What the task requires: From the very first line of the data to the line containing "MdSort, MdExpandMore, MdExpandLess", retype everything exactly, leaving the pictures behind.

Information shown:
▼
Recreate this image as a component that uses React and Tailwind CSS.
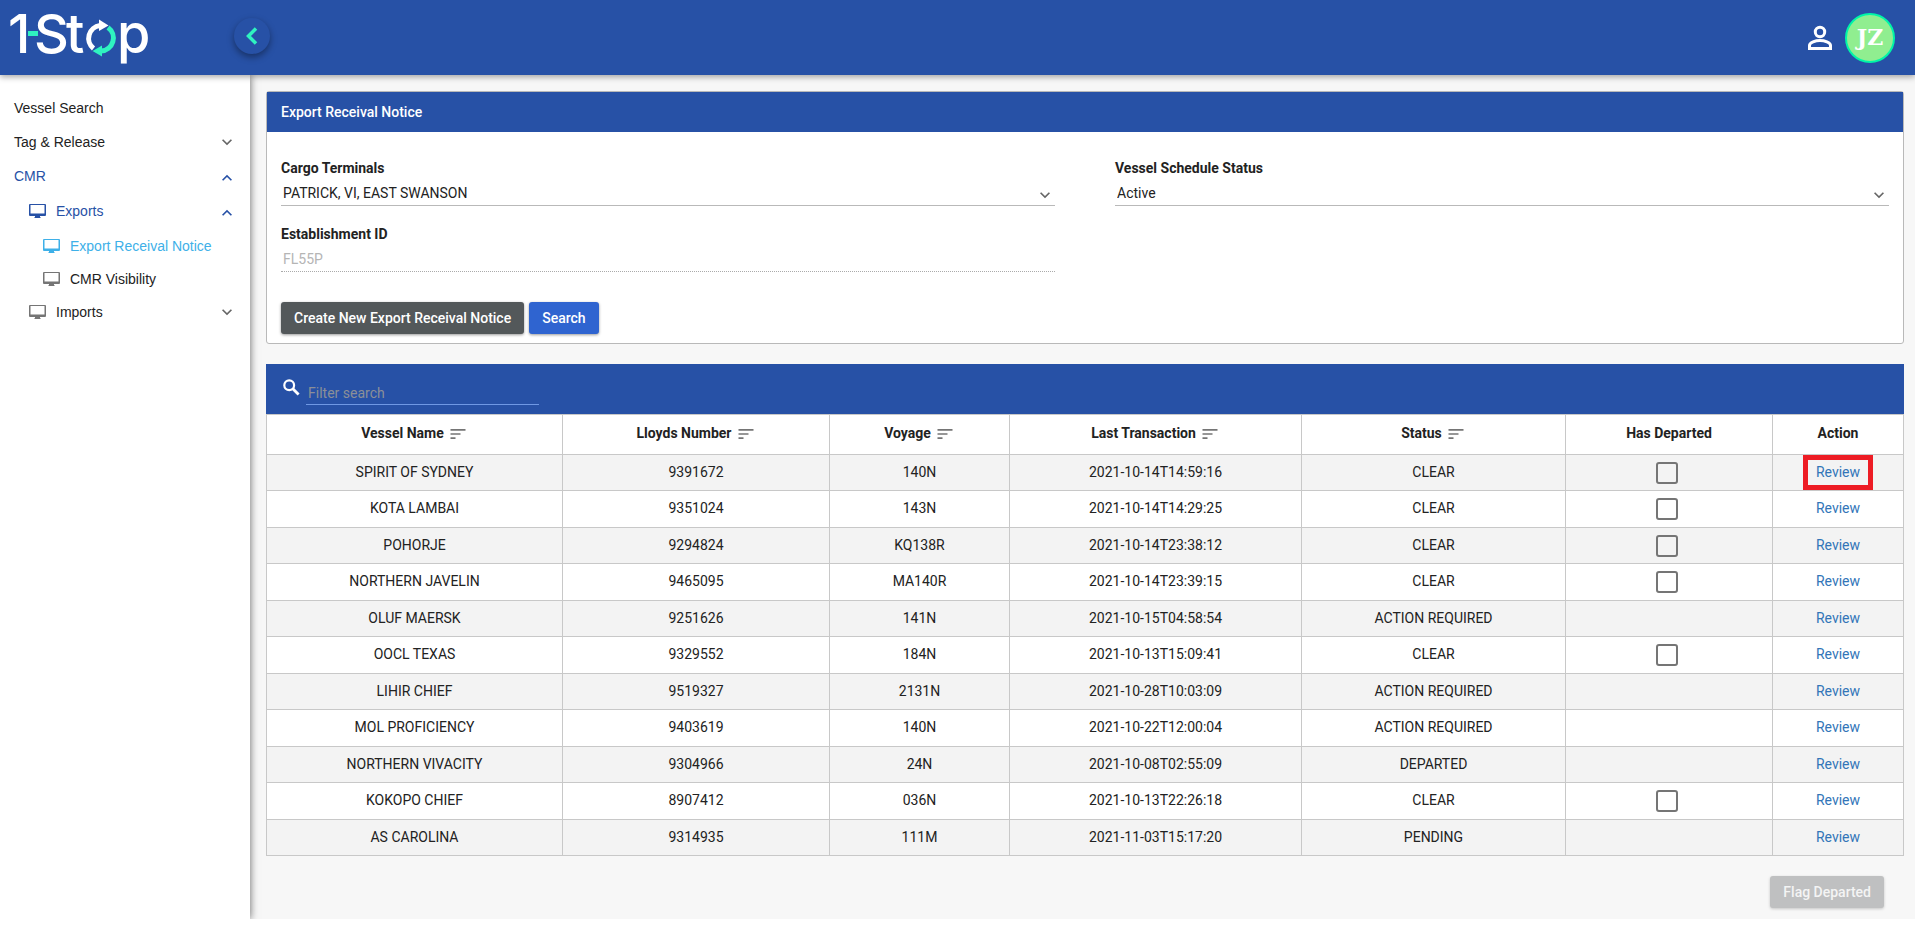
import React, { useState } from "react";
import { MdSort, MdExpandMore, MdExpandLess } from "react-icons/md";

const vessels = [
  { name: "SPIRIT OF SYDNEY", lloyds: "9391672", voyage: "140N", last: "2021-10-14T14:59:16", status: "CLEAR" },
  { name: "KOTA LAMBAI", lloyds: "9351024", voyage: "143N", last: "2021-10-14T14:29:25", status: "CLEAR" },
  { name: "POHORJE", lloyds: "9294824", voyage: "KQ138R", last: "2021-10-14T23:38:12", status: "CLEAR" },
  { name: "NORTHERN JAVELIN", lloyds: "9465095", voyage: "MA140R", last: "2021-10-14T23:39:15", status: "CLEAR" },
  { name: "OLUF MAERSK", lloyds: "9251626", voyage: "141N", last: "2021-10-15T04:58:54", status: "ACTION REQUIRED" },
  { name: "OOCL TEXAS", lloyds: "9329552", voyage: "184N", last: "2021-10-13T15:09:41", status: "CLEAR" },
  { name: "LIHIR CHIEF", lloyds: "9519327", voyage: "2131N", last: "2021-10-28T10:03:09", status: "ACTION REQUIRED" },
  { name: "MOL PROFICIENCY", lloyds: "9403619", voyage: "140N", last: "2021-10-22T12:00:04", status: "ACTION REQUIRED" },
  { name: "NORTHERN VIVACITY", lloyds: "9304966", voyage: "24N", last: "2021-10-08T02:55:09", status: "DEPARTED" },
  { name: "KOKOPO CHIEF", lloyds: "8907412", voyage: "036N", last: "2021-10-13T22:26:18", status: "CLEAR" },
  { name: "AS CAROLINA", lloyds: "9314935", voyage: "111M", last: "2021-11-03T15:17:20", status: "PENDING" },
];

const columns = [
  { label: "Vessel Name", width: "w-[296px]", sortable: true },
  { label: "Lloyds Number", width: "w-[267px]", sortable: true },
  { label: "Voyage", width: "w-[180px]", sortable: true },
  { label: "Last Transaction", width: "w-[292px]", sortable: true },
  { label: "Status", width: "w-[264px]", sortable: true },
  { label: "Has Departed", width: "w-[207px]" },
  { label: "Action", width: "w-[131px]" },
];

const Logo = () => (
  <svg width="160" height="75" viewBox="0 0 160 75" role="img" aria-label="1-Stop">
    <g fill="#fff" fontFamily="Inter, sans-serif" fontSize="54" fontWeight="500">
      <text x="8" y="53">1</text>
      <text x="34" y="53">S</text>
      <text x="66" y="53">t</text>
      <text x="117" y="53">p</text>
    </g>
    <rect x="28" y="31" width="10" height="5" fill="#2ff3c0" />
    <path d="M93.500 48.500A13 13 0 0 1 100 25.500" fill="none" stroke="#fff" strokeWidth="5" />
    <path d="M99 19.500L108.500 25.500L99 31z" fill="#fff" />
    <path d="M108 27.500A13 13 0 0 1 101 51" fill="none" stroke="#2ff3c0" strokeWidth="5" />
    <path d="M102 45.500L92.500 51L102 56.500z" fill="#2ff3c0" />
  </svg>
);

const MonitorIcon = ({ className }) => (
  <svg width="17" height="14" viewBox="0 0 17 14" fill="currentColor" className={`shrink-0 ${className}`}>
    <path
      fillRule="evenodd"
      d="M1 0h15a1 1 0 0 1 1 1v10a1 1 0 0 1-1 1h-5v1l1 1H5l1-1v-1H1a1 1 0 0 1-1-1V1a1 1 0 0 1 1-1zm.5 1v8.500h14V1z"
    />
  </svg>
);

const PersonIcon = () => (
  <svg width="26" height="26" viewBox="0 0 26 26" fill="none" stroke="#fff" strokeWidth="3" className="ml-auto">
    <circle cx="13" cy="7" r="4.700" />
    <path d="M2.500 23.500v-3c0-3 6-5 10.500-5s10.500 2 10.500 5v3z" />
  </svg>
);

const NavItem = ({ label, className, icon, iconClass = "", arrow }) => (
  <li>
    <a href="#" className={`flex items-center pr-[13px] ${className}`}>
      {icon && <MonitorIcon className={iconClass} />}
      <span className={icon ? "ml-[10px]" : ""}>{label}</span>
      {arrow === "down" && <MdExpandMore className="ml-auto size-5 text-[#666]" />}
      {arrow === "up" && <MdExpandLess className="ml-auto mt-1 size-5 text-[#2751a6]" />}
    </a>
  </li>
);

const SelectField = ({ id, label, value }) => (
  <div>
    <label htmlFor={id} className="block h-5 font-bold">
      {label}
    </label>
    <div className="relative">
      <select
        id={id}
        className="block h-7 w-full appearance-none border-b border-[#b9b9b9] bg-transparent pl-[2px] pt-[3px] outline-none"
      >
        <option>{value}</option>
      </select>
      <MdExpandMore className="pointer-events-none absolute right-0 top-[7px] size-5 text-[#666]" />
    </div>
  </div>
);

const App = () => {
  const [filter, setFilter] = useState("");

  const rows = vessels.filter((v) =>
    v.name.toLowerCase().includes(filter.toLowerCase())
  );

  return (
    <div className="font-[Roboto,sans-serif] text-sm text-[#222]">
      <header className="relative z-10 flex h-[75px] items-center bg-[#2751a6] pr-5 shadow-[0_2px_6px_rgba(0,0,0,0.35)]">
        <Logo />
        <button
          type="button"
          aria-label="Collapse menu"
          className="mb-[3px] ml-[74px] flex size-9 items-center justify-center rounded-full text-[#2ff3c0] shadow-[0_3px_7px_rgba(0,0,0,0.4)]"
        >
          <svg width="12" height="18" viewBox="0 0 12 18" fill="none" stroke="currentColor" strokeWidth="3.500">
            <path d="M10 1.500L2.500 9L10 16.500" />
          </svg>
        </button>
        <PersonIcon />
        <div className="ml-3 flex size-[50px] items-center justify-center rounded-full border-2 border-[#00f5a8] bg-[#90ee90] font-['DejaVu_Serif',serif] text-[22px] font-bold text-white">
          JZ
        </div>
      </header>

      <div className="flex overflow-hidden">
        <aside className="relative w-[250px] shrink-0 bg-white pt-4 font-['Liberation_Sans',sans-serif] shadow-[0_0_8px_rgba(0,0,0,0.6)]">
          <ul>
            <NavItem label="Vessel Search" className="h-[34px] pl-[14px]" />
            <NavItem label="Tag & Release" className="h-[34px] pl-[14px]" arrow="down" />
            <NavItem label="CMR" className="h-[34px] pl-[14px] text-[#2751a6]" arrow="up" />
            <NavItem label="Exports" className="h-9 pl-[29px] text-[#2751a6]" icon arrow="up" />
            <NavItem label="Export Receival Notice" className="h-[34px] pl-[43px] text-[#3eb0e8]" icon />
            <NavItem label="CMR Visibility" className="h-8 pl-[43px]" icon iconClass="text-[#757575]" />
            <NavItem label="Imports" className="h-[34px] pl-[29px]" icon iconClass="text-[#757575]" arrow="down" />
          </ul>
        </aside>

        <main className="min-w-0 flex-1 bg-[#f7f7f7] pb-[11px] pl-4 pr-[11px] pt-4">
          <section className="rounded-[3px] border border-[#b9b9b9] bg-white">
            <h1 className="flex h-10 items-center bg-[#2751a6] px-[14px] font-medium text-white">
              Export Receival Notice
            </h1>
            <form className="px-[14px] pb-[9px] pt-[26px]" onSubmit={(e) => e.preventDefault()}>
              <div className="grid grid-cols-2 gap-x-[60px] gap-y-[18px]">
                <SelectField id="terminals" label="Cargo Terminals" value="PATRICK, VI, EAST SWANSON" />
                <SelectField id="status" label="Vessel Schedule Status" value="Active" />
                <div>
                  <label htmlFor="establishment" className="block h-5 font-bold">
                    Establishment ID
                  </label>
                  <input
                    id="establishment"
                    disabled
                    defaultValue="FL55P"
                    className="block h-7 w-full border-b border-dotted border-[#aaa] pl-[2px] pt-[3px] text-[#b5b5b5]"
                  />
                </div>
              </div>
              <div className="mt-[30px] flex gap-[5px] font-medium text-white">
                <button type="button" className="h-8 rounded-[3px] bg-[#53585a] px-[13px] shadow-[0_1px_3px_rgba(0,0,0,0.4)]">
                  Create New Export Receival Notice
                </button>
                <button type="submit" className="h-8 rounded-[3px] bg-[#2f64d0] px-[13px] shadow-[0_1px_3px_rgba(0,0,0,0.4)]">
                  Search
                </button>
              </div>
            </form>
          </section>

          <div className="mt-5 flex h-[50px] bg-[#2751a6] pl-[17px]">
            <svg width="17" height="17" viewBox="0 0 17 17" fill="none" stroke="#fff" className="mt-[15px]">
              <circle cx="6.200" cy="6.200" r="4.900" strokeWidth="2.200" />
              <path d="M9.800 9.800L15.600 15.600" strokeWidth="2.800" />
            </svg>
            <input
              aria-label="Filter search"
              placeholder="Filter search"
              value={filter}
              onChange={(e) => setFilter(e.target.value)}
              className="ml-[6px] mt-4 h-[25px] w-[233px] border-b border-[#6f98e4] pl-[2px] pt-[2px] text-white outline-none placeholder:text-[#8b8f98]"
            />
          </div>

          <table className="w-full table-fixed border-collapse bg-white text-center">
            <thead>
              <tr className="h-10">
                {columns.map((col) => (
                  <th key={col.label} className={`border border-[#c8c8c8] pb-[3px] font-bold ${col.width}`}>
                    <span className="inline-flex items-center gap-1">
                      {col.label}
                      {col.sortable && <MdSort className="mt-[2px] size-5 text-[#757575]" />}
                    </span>
                  </th>
                ))}
              </tr>
            </thead>
            <tbody>
              {rows.map((row) => (
                <tr key={row.lloyds} className="odd:h-[36px] odd:bg-[#f3f3f3] even:h-[37px]">
                  <td className="border border-[#c8c8c8] pb-[2px]">{row.name}</td>
                  <td className="border border-[#c8c8c8] pb-[2px]">{row.lloyds}</td>
                  <td className="border border-[#c8c8c8] pb-[2px]">{row.voyage}</td>
                  <td className="border border-[#c8c8c8] pb-[2px]">{row.last}</td>
                  <td className="border border-[#c8c8c8] pb-[2px]">{row.status}</td>
                  <td className="border border-[#c8c8c8] pr-1">
                    {row.status === "CLEAR" && (
                      <input
                        type="checkbox"
                        aria-label={`${row.name} has departed`}
                        className="mx-auto block size-[22px] appearance-none rounded-[3px] border-2 border-[#757575] checked:bg-[#2751a6]"
                      />
                    )}
                  </td>
                  <td className="relative border border-[#c8c8c8] pb-[2px]">
                    <a href="#" className="text-[#3275b8]">
                      Review
                    </a>
                    {row.lloyds === "9391672" && (
                      <span className="pointer-events-none absolute inset-y-0 left-1/2 w-[70px] -translate-x-1/2 border-5 border-[#ed1c24]" />
                    )}
                  </td>
                </tr>
              ))}
            </tbody>
          </table>

          <div className="mt-5 flex justify-end pr-5">
            <button
              type="button"
              disabled
              className="h-8 rounded-[3px] bg-[#bfc0c1] px-[13px] font-medium text-[#f4f4f4] shadow-[0_1px_3px_rgba(0,0,0,0.2)]"
            >
              Flag Departed
            </button>
          </div>
        </main>
      </div>
    </div>
  );
};

export default App;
▲
Solution to the problem:
Recreate this image as a component that uses React and Tailwind CSS.
import React, { useState } from "react";
import { MdSort, MdExpandMore, MdExpandLess } from "react-icons/md";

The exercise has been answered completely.